BEGIN

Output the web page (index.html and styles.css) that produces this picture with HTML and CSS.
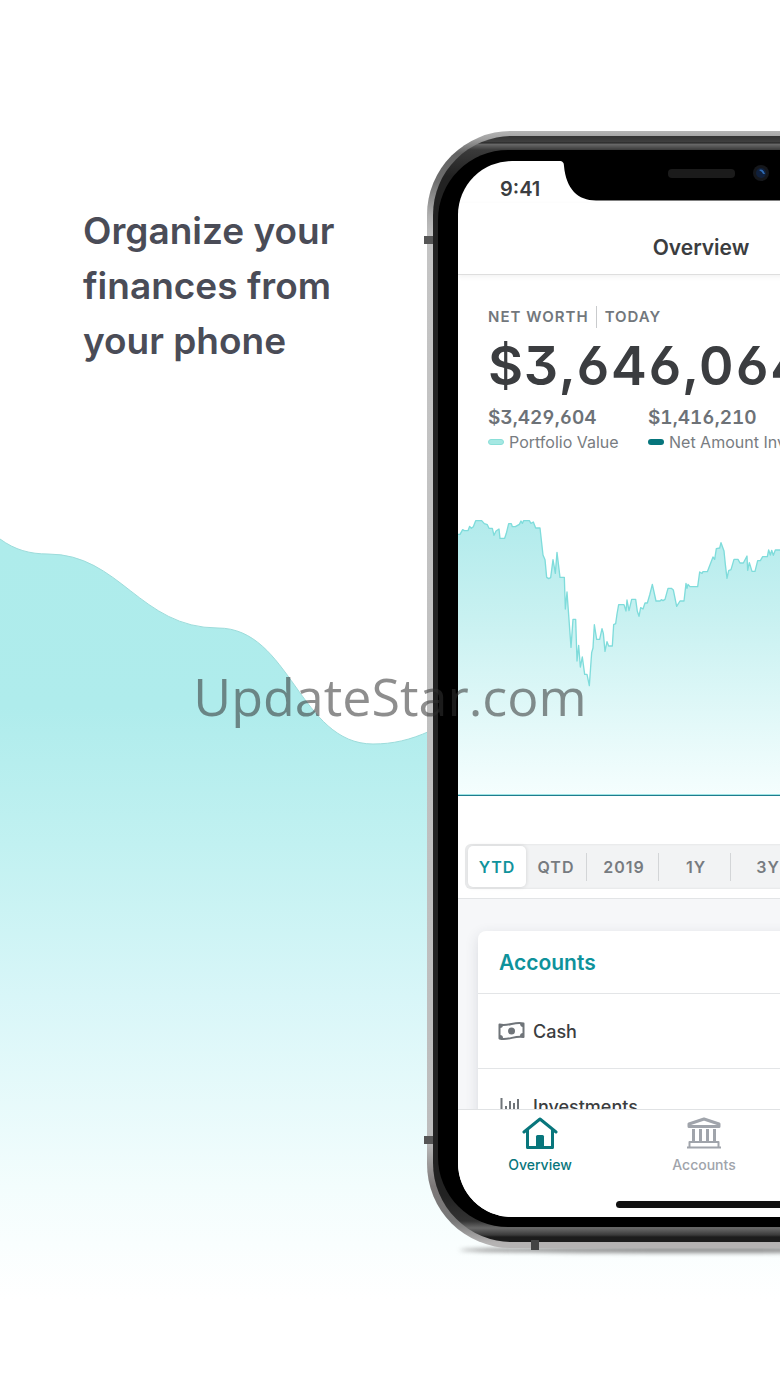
FILE: index.html
```html
<!DOCTYPE html>
<html lang="en">
<head>
    <meta charset="utf-8" />
    <meta name="viewport" content="width=device-width, initial-scale=1" />
    <title>Organize your finances from your phone</title>
    <link rel="stylesheet" href="styles.css">
</head>
<body>
    <main class="page">
        <svg class="wave" viewBox="0 0 780 1387" preserveAspectRatio="xMinYMin slice" aria-hidden="true">
            <defs>
                <linearGradient id="wavefill" gradientUnits="userSpaceOnUse" x1="0" y1="540" x2="0" y2="1300">
                    <stop offset="0" stop-color="#aeeceb" />
                    <stop offset="0.22" stop-color="#afecec" />
                    <stop offset="0.4" stop-color="#c1f1f1" />
                    <stop offset="0.6" stop-color="#d8f6f8" />
                    <stop offset="0.85" stop-color="#f3fdfd" />
                    <stop offset="1" stop-color="#ffffff" />
                </linearGradient>
            </defs>
            <path d="M0 539C15 550 30 554 48 554C120 554 140 628 218 628C290 628 300 744 373 744C393 744 410 740 430 731C500 700 600 640 780 640V1387H0Z" fill="url(#wavefill)" />
            <path d="M0 539C15 550 30 554 48 554C120 554 140 628 218 628C290 628 300 744 373 744C393 744 410 740 430 731" fill="none" stroke="#9ddcdb" stroke-width="1" />
        </svg>

        <div class="content">
            <h1 class="headline">Organize your<br>finances from<br>your phone</h1>

            <div class="device">
                <span class="band band-top"></span>
                <span class="band band-side"></span>
                <span class="band band-bottom"></span>
                <div class="rim">
                    <div class="edge">
                        <div class="bezel">
                            <div class="screen">
                                <svg class="notch" viewBox="0 0 284 40" aria-hidden="true">
                                    <path d="M0 0H284C280 0 279 2 279 5C277 28 265 39.500 247 39.500H37C19 39.500 7 28 5 5C5 2 4 0 0 0Z" fill="#000" />
                                    <rect x="109" y="8" width="67" height="9" rx="4" fill="#1b1b1b" />
                                    <circle cx="202" cy="12" r="8" fill="#15171b" />
                                    <circle cx="202" cy="12" r="5" fill="#10203c" />
                                    <path d="M200 9Q204 7 206 13Q203 13 203 11Z" fill="#2f6cb5" />
                                </svg>
                                <div class="status">9:41</div>
                                <header class="titlebar">
                                    <h2>Overview</h2>
                                </header>

                                <div class="scroll">
                                    <section class="summary">
                                        <div class="caption"><span>NET WORTH</span><span class="today">TODAY</span></div>
                                        <div class="total">$3,646,064</div>
                                        <div class="figures">
                                            <div class="figure">
                                                <strong>$3,429,604</strong>
                                                <span class="legend"><i class="key key-light"></i>Portfolio Value</span>
                                            </div>
                                            <div class="figure">
                                                <strong>$1,416,210</strong>
                                                <span class="legend"><i class="key key-dark"></i>Net Amount Invested</span>
                                            </div>
                                        </div>
                                    </section>

                                    <svg class="chart" viewBox="24 45 1458 840" aria-hidden="true">
                                        <defs>
                                            <linearGradient id="chartfill" x1="0" y1="0" x2="0" y2="1">
                                                <stop offset="0" stop-color="#b2ebec" />
                                                <stop offset="0.35" stop-color="#c8f1f1" />
                                                <stop offset="1" stop-color="#f5fefe" />
                                            </linearGradient>
                                        </defs>
                                        <path d="M20 103H30L38 89L43 92H54L59 79L64 85L70 80L77 62H95L103 71L112 74L117 85H127L132 106L138 93L147 87L150 115H164L169 100L176 71H184L187 80H196L208 73L213 63L217 70L221 62H238L243 70L250 66L257 84H270L279 165L285 179L290 232L296 236L302 233L309 179L316 220L321 157L330 232H343L346 327L351 276L363 442L369 358H377L381 483L386 436L391 501L397 471L404 523H411L418 557L425 458L429 444L433 374L440 418H449L456 386L460 400L465 454L471 425L476 438H487L491 374L497 371L501 342L506 314H522L528 333L531 300L537 332L545 298H557L562 334L567 349L572 323L579 327L585 309H592L599 285L607 253L618 303H630L634 299L639 302L645 298L654 265H664L670 270L680 319L690 303H702L708 250L711 265L714 253L720 260H743L749 216L756 220L759 215H772L789 171L794 178L799 146L809 144L813 128L822 153L826 193L831 235L836 212L843 209L852 178H864L870 189H880L891 168L893 211L898 188L906 214H915L923 182H931L938 170H952L956 150L961 165L965 151L970 166L976 150H990L1000 160L1020 130L1040 150L1070 120L1100 140L1140 100L1180 125L1230 95L1280 110L1340 80L1400 95L1490 70V885H20Z" fill="url(#chartfill)" stroke="#7fdcdb" stroke-width="4" stroke-linejoin="round" />
                                    </svg>

                                    <nav class="ranges" aria-label="Time range">
                                        <button type="button" class="range active">YTD</button>
                                        <button type="button" class="range">QTD</button>
                                        <button type="button" class="range wide">2019</button>
                                        <button type="button" class="range wide">1Y</button>
                                        <button type="button" class="range wide">3Y</button>
                                    </nav>

                                    <section class="lower">
                                        <div class="card">
                                            <h3>Accounts</h3>
                                            <div class="row">
                                                <svg width="27" height="20" viewBox="0 0 27 20" aria-hidden="true">
                                                    <path d="M1.500 3.500C10 6 17 0 25.500 2.500V16C17 14 10 20 1.500 17.500Z" fill="none" stroke="#6f7479" stroke-width="2" stroke-linejoin="round" />
                                                    <path d="M2 4H5Q5 7 2 7ZM2 14Q5 14 5 17H2ZM25 2H22Q22 6 25 6ZM25 12Q22 12 22 15H25Z" fill="#6f7479" />
                                                    <circle cx="13.500" cy="10" r="3.500" fill="#6f7479" />
                                                </svg>
                                                Cash
                                            </div>
                                            <div class="row">
                                                <svg width="27" height="20" viewBox="0 0 27 20" aria-hidden="true">
                                                    <path d="M3.500 2V18H21M8 10V16M12 5V16M16 7V16M20 3V16" fill="none" stroke="#6f7479" stroke-width="2" />
                                                </svg>
                                                Investments
                                            </div>
                                        </div>
                                    </section>
                                </div>

                                <nav class="tabs" aria-label="Sections">
                                    <a href="#overview" class="tab current">
                                        <svg width="36" height="34" viewBox="0 0 36 34" aria-hidden="true">
                                            <path d="M2 16L18 3L34 16M5.500 14V31.500H30.500V14" fill="none" stroke="currentColor" stroke-width="3" stroke-linecap="round" stroke-linejoin="round" />
                                            <path d="M14 31V20.500Q14 19 15.500 19H20.500Q22 19 22 20.500V31Z" fill="currentColor" />
                                        </svg>
                                        Overview
                                    </a>
                                    <a href="#accounts" class="tab">
                                        <svg width="36" height="34" viewBox="0 0 36 34" aria-hidden="true">
                                            <path d="M3 10.500V8L18 3L33 8V10.500Z" fill="none" stroke="currentColor" stroke-width="3" stroke-linejoin="round" />
                                            <path d="M7.500 13V25.500M14.500 13V25.500M21.500 13V25.500M28.500 13V25.500" stroke="currentColor" stroke-width="3" />
                                            <path d="M3.500 31V26H32.500V31M1 31.500H35" fill="none" stroke="currentColor" stroke-width="2" stroke-linejoin="round" />
                                        </svg>
                                        Accounts
                                    </a>
                                </nav>
                                <div class="homebar"></div>
                            </div>
                        </div>
                    </div>
                </div>
            </div>
        </div>

        <div class="watermark">UpdateStar.com</div>
    </main>
</body>
</html>
```

FILE: styles.css
```css
*{
    box-sizing:border-box;
}
body{
    margin:0;
    background-color:white;
    font-family:Inter, "Liberation Sans", sans-serif;
    color:#3b3d40;
}
h1,h2,h3{
    margin:0;
    font-weight:600;
}
/* backdrop, content and watermark share one grid cell */
.page{
    display:grid;
    grid-template-columns:minmax(0, 1fr);
    overflow:hidden;
}
.wave,.content,.watermark{
    grid-area:1 / 1;
}
.wave{
    width:100%;
    height:100%;
}
.content{
    display:grid;
    grid-template-columns:427px minmax(0, 1fr);
    align-items:start;
    padding:131px 0 139px;
    isolation:isolate;
}
.headline{
    padding:72px 0 0 83px;
    font-size:37px;
    line-height:55px;
    color:#4a4c57;
}
.watermark{
    place-self:center;
    z-index:1;
    padding-top:4px;
    font:52px/72px "Open Sans", "Noto Sans", sans-serif;
    color:rgba(50,50,50,0.55);
    pointer-events:none;
}

/* phone body */
.device{
    position:relative;
    width:548px;
}
.device::after{
    content:"";
    position:absolute;
    left:32px;
    right:32px;
    bottom:-5px;
    height:6px;
    border-radius:50%;
    background-color:#8c8c8c;
    filter:blur(2px);
    z-index:-1;
}
.rim{
    padding:5px 6px 6px;
    border-radius:84px;
    background:linear-gradient(#b4b4b4, #a0a0a0 8px, #636363 22px, #6e6e6e 50px, #b0b0b0 85px, #c4c4c4 110px, #bdbdbd 1010px, #7c7878 1055px, #777 1090px, #b5b3b3 1112px);
}
.edge{
    padding:14px 5px 15px;
    border-radius:79px;
    background:linear-gradient(#333, #3f3f3f 6px, #222 7px, #6a6a6a 8px, #3a3a3a 14px, #222 40px, #222 1060px, #333 1085px, #6a6a6a 1092px, #3a3a3a 1099px, #1c1c1c 1101px);
}
.bezel{
    padding:11px 20px 10px;
    border-radius:70px;
    background-color:black;
}
.band{
    position:absolute;
    background-color:#555;
}
.band-top,.band-side{
    left:-3px;
    width:9px;
    height:8px;
}
.band-top{
    top:105px;
}
.band-side{
    top:1005px;
}
.band-bottom{
    left:104px;
    bottom:-2px;
    width:8px;
    height:10px;
    background-color:#444;
    z-index:1;
}

/* screen */
.screen{
    position:relative;
    display:flex;
    flex-direction:column;
    aspect-ratio:486 / 1056;
    border-radius:54px;
    background-color:white;
    overflow:hidden;
}
.notch{
    position:absolute;
    top:0;
    left:101px;
    width:284px;
    height:40px;
}
.status{
    padding:14px 42px 0;
    font-size:20px;
    font-weight:600;
    line-height:28px;
}
.titlebar{
    padding:30px 0 12px;
    text-align:center;
    border-bottom:1px solid #dedede;
    box-shadow:0 2px 5px rgba(0,0,0,0.05);
}
.titlebar h2{
    font-size:21px;
    line-height:29px;
}
.scroll{
    flex:1;
    min-height:0;
    overflow:hidden;
}
.summary{
    padding:31px 0 0 30px;
}
.caption{
    display:flex;
    font-size:15px;
    font-weight:600;
    line-height:22px;
    letter-spacing:1px;
    color:#72777c;
}
.today{
    margin-left:7px;
    padding-left:8px;
    border-left:1px solid #c9cbcd;
}
.total,.figure strong{
    font-weight:600;
    font-feature-settings:"cv03","cv04","cv09","tnum";
}
.total{
    font-size:54px;
    line-height:76px;
    letter-spacing:1px;
}
.figures{
    display:flex;
    white-space:nowrap;
}
.figure{
    flex:0 0 160px;
    display:flex;
    flex-direction:column;
}
.figure strong{
    font-size:19px;
    line-height:28px;
    color:#6d7277;
}
.legend{
    display:flex;
    align-items:center;
    gap:5px;
    font-size:16px;
    line-height:20px;
    color:#787c81;
}
.key{
    width:16px;
    height:6px;
    border-radius:3px;
}
.key-light{
    background-color:#a5e8e3;
    border:1px solid #8adfd8;
}
.key-dark{
    background-color:#06757c;
}
.chart{
    display:block;
    width:100%;
    margin-top:63px;
    border-bottom:1px solid #207c8e;
}
.ranges{
    display:flex;
    margin:48px 0 9px 7px;
    padding:2px 3px;
    border-radius:6px;
    background-color:#f2f3f4;
    box-shadow:inset 0 0 3px rgba(0,0,0,0.09);
}
.range{
    flex:0 0 60px;
    height:41px;
    padding:0;
    border:0;
    background:none;
    font:600 16px/40px Inter, "Liberation Sans", sans-serif;
    letter-spacing:1px;
    color:#777b80;
}
.range.wide{
    flex-basis:72px;
    padding-left:4px;
    background:linear-gradient(#d3d5d7, #d3d5d7) left center / 1px 28px no-repeat;
}
.range.active{
    flex-basis:58px;
    border-radius:5px;
    background-color:white;
    box-shadow:0 0 4px rgba(0,0,0,0.14);
    color:#10939c;
}
.lower{
    padding:32px 0 0 20px;
    border-top:1px solid #e2e4e6;
    background-color:#f6f7f9;
}
.card{
    border-radius:8px 0 0 0;
    background-color:white;
    box-shadow:0 4px 14px rgba(40,50,70,0.14);
}
.card h3{
    padding:17px 21px 15px;
    font-size:21px;
    line-height:30px;
    color:#0e929b;
}
.row{
    display:flex;
    align-items:center;
    gap:8px;
    height:75px;
    padding-left:20px;
    border-top:1px solid #e3e5e7;
    font-size:18px;
    font-weight:500;
}
.tabs{
    display:flex;
    height:108px;
    padding-top:6px;
    border-top:1px solid #e0e2e4;
    background-color:white;
}
.tab{
    flex:0 0 164px;
    display:flex;
    flex-direction:column;
    align-items:center;
    gap:6px;
    font-size:14px;
    font-weight:500;
    line-height:18px;
    color:#a0a4ab;
    text-decoration:none;
}
.tab.current{
    color:#08767c;
}
.homebar{
    position:absolute;
    bottom:9px;
    left:50%;
    width:170px;
    height:7px;
    margin-left:-85px;
    border-radius:4px;
    background-color:#111;
}
```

END

Pull out all lines containing "styles".

Result of the task -
Output the web page (index.html and styles.css) that produces this picture with HTML and CSS.
    <link rel="stylesheet" href="styles.css">
FILE: styles.css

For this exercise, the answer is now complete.